# Start of Data section

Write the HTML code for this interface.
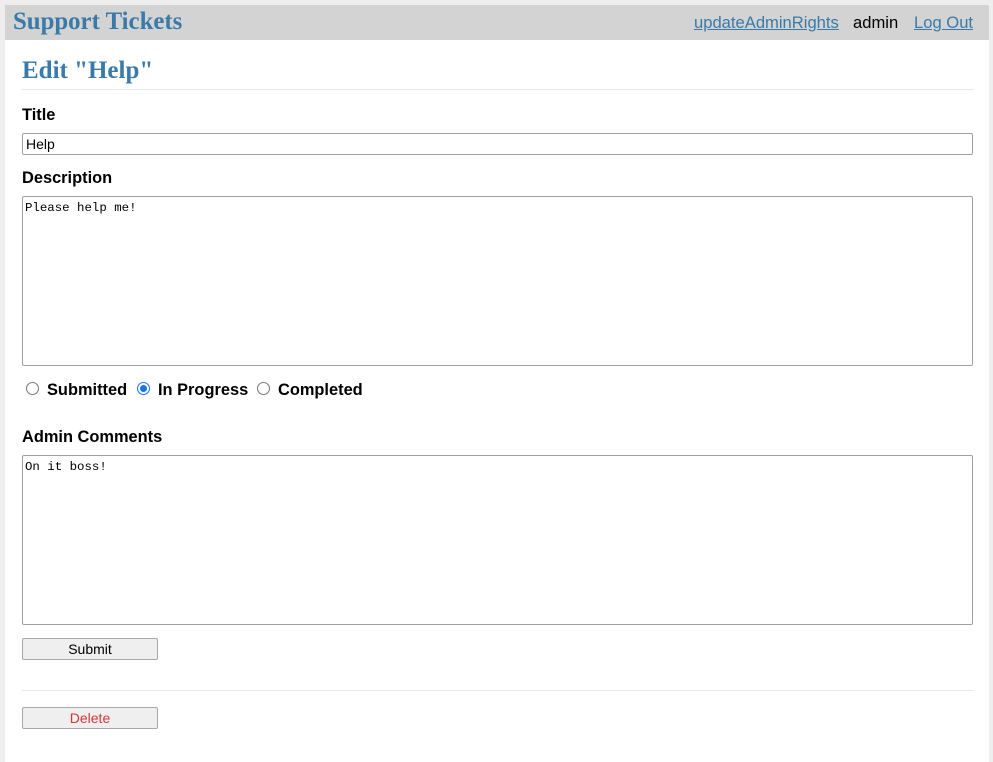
<!DOCTYPE html>
<html><head><style>
html,body{margin:0;padding:0;width:993px;height:762px;overflow:hidden;background:#eeeeee;font-family:"Liberation Sans",Arial,sans-serif;}
.panel{position:absolute;left:5px;top:5px;width:984px;height:757px;background:#fff;}
.hdr{position:absolute;left:5px;top:5px;width:984px;height:35px;background:#d3d3d3;}
.a{position:absolute;}
.brand{left:13px;top:8px;font-family:"Liberation Serif",serif;font-weight:bold;font-size:24.8px;color:#3a7aa8;}
.nav{top:13px;font-size:16.6px;}
.link{color:#3a7aa8;text-decoration:underline;}
h1{position:absolute;left:22px;top:57px;margin:0;font-family:"Liberation Serif",serif;font-size:25px;color:#3a7aa8;}
.hr{position:absolute;left:22px;width:951px;height:1px;background:#e6e6e6;}
.lbl{position:absolute;left:22px;font-weight:bold;font-size:16.4px;color:#000;}
.box{position:absolute;left:22px;width:951px;border:1px solid #a0a0a0;border-radius:2px;background:#fff;font-size:14px;box-sizing:border-box;}
.mono{font-family:"Liberation Mono",monospace;font-size:12.4px;padding:4px 2px;}
.radio{position:absolute;width:11px;height:11px;border:1px solid #767676;border-radius:50%;top:382px;}
.rl{position:absolute;top:381px;font-weight:bold;font-size:16.4px;}
.btn{position:absolute;left:22px;width:136px;height:22px;background:#efefef;border:1px solid #a8a8a8;border-radius:2px;box-sizing:border-box;text-align:center;font-size:14px;line-height:20px;}
</style></head><body>
<div class="panel"></div>
<div class="hdr"></div>
<div class="a brand">Support Tickets</div>
<div class="a nav link" style="left:694px;">updateAdminRights</div>
<div class="a nav" style="left:853px;color:#000;">admin</div>
<div class="a nav link" style="left:914px;">Log Out</div>
<h1>Edit "Help"</h1>
<div class="hr" style="top:89px;"></div>
<div class="lbl" style="top:106px;">Title</div>
<div class="box" style="top:133px;height:22px;padding:2px 3px;line-height:16px;">Help</div>
<div class="lbl" style="top:169px;">Description</div>
<div class="box mono" style="top:196px;height:170px;">Please help me!</div>
<div class="radio" style="left:26px;"></div>
<div class="rl" style="left:47px;">Submitted</div>
<div class="radio" style="left:137px;border-color:#1a73e8;background:#fff;"><div style="position:absolute;left:2px;top:2px;width:7px;height:7px;border-radius:50%;background:#1a73e8;"></div></div>
<div class="rl" style="left:158px;">In Progress</div>
<div class="radio" style="left:257px;"></div>
<div class="rl" style="left:278px;">Completed</div>
<div class="lbl" style="top:428px;">Admin Comments</div>
<div class="box mono" style="top:455px;height:170px;">On it boss!</div>
<div class="btn" style="top:638px;color:#000;">Submit</div>
<div class="hr" style="top:690px;"></div>
<div class="btn" style="top:707px;color:#d0393b;">Delete</div>
</body></html>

# End of Data section

**Exercise**
Extract all the data above exactly, excluding every picture.

**Result for this task**
Write the HTML code for this interface.
<!DOCTYPE html>
<html><head><style>
html,body{margin:0;padding:0;width:993px;height:762px;overflow:hidden;background:#eeeeee;font-family:"Liberation Sans",Arial,sans-serif;}
.panel{position:absolute;left:5px;top:5px;width:984px;height:757px;background:#fff;}
.hdr{position:absolute;left:5px;top:5px;width:984px;height:35px;background:#d3d3d3;}
.a{position:absolute;}
.brand{left:13px;top:8px;font-family:"Liberation Serif",serif;font-weight:bold;font-size:24.8px;color:#3a7aa8;}
.nav{top:13px;font-size:16.6px;}
.link{color:#3a7aa8;text-decoration:underline;}
h1{position:absolute;left:22px;top:57px;margin:0;font-family:"Liberation Serif",serif;font-size:25px;color:#3a7aa8;}
.hr{position:absolute;left:22px;width:951px;height:1px;background:#e6e6e6;}
.lbl{position:absolute;left:22px;font-weight:bold;font-size:16.4px;color:#000;}
.box{position:absolute;left:22px;width:951px;border:1px solid #a0a0a0;border-radius:2px;background:#fff;font-size:14px;box-sizing:border-box;}
.mono{font-family:"Liberation Mono",monospace;font-size:12.4px;padding:4px 2px;}
.radio{position:absolute;width:11px;height:11px;border:1px solid #767676;border-radius:50%;top:382px;}
.rl{position:absolute;top:381px;font-weight:bold;font-size:16.4px;}
.btn{position:absolute;left:22px;width:136px;height:22px;background:#efefef;border:1px solid #a8a8a8;border-radius:2px;box-sizing:border-box;text-align:center;font-size:14px;line-height:20px;}
</style></head><body>
<div class="panel"></div>
<div class="hdr"></div>
<div class="a brand">Support Tickets</div>
<div class="a nav link" style="left:694px;">updateAdminRights</div>
<div class="a nav" style="left:853px;color:#000;">admin</div>
<div class="a nav link" style="left:914px;">Log Out</div>
<h1>Edit "Help"</h1>
<div class="hr" style="top:89px;"></div>
<div class="lbl" style="top:106px;">Title</div>
<div class="box" style="top:133px;height:22px;padding:2px 3px;line-height:16px;">Help</div>
<div class="lbl" style="top:169px;">Description</div>
<div class="box mono" style="top:196px;height:170px;">Please help me!</div>
<div class="radio" style="left:26px;"></div>
<div class="rl" style="left:47px;">Submitted</div>
<div class="radio" style="left:137px;border-color:#1a73e8;background:#fff;"><div style="position:absolute;left:2px;top:2px;width:7px;height:7px;border-radius:50%;background:#1a73e8;"></div></div>
<div class="rl" style="left:158px;">In Progress</div>
<div class="radio" style="left:257px;"></div>
<div class="rl" style="left:278px;">Completed</div>
<div class="lbl" style="top:428px;">Admin Comments</div>
<div class="box mono" style="top:455px;height:170px;">On it boss!</div>
<div class="btn" style="top:638px;color:#000;">Submit</div>
<div class="hr" style="top:690px;"></div>
<div class="btn" style="top:707px;color:#d0393b;">Delete</div>
</body></html>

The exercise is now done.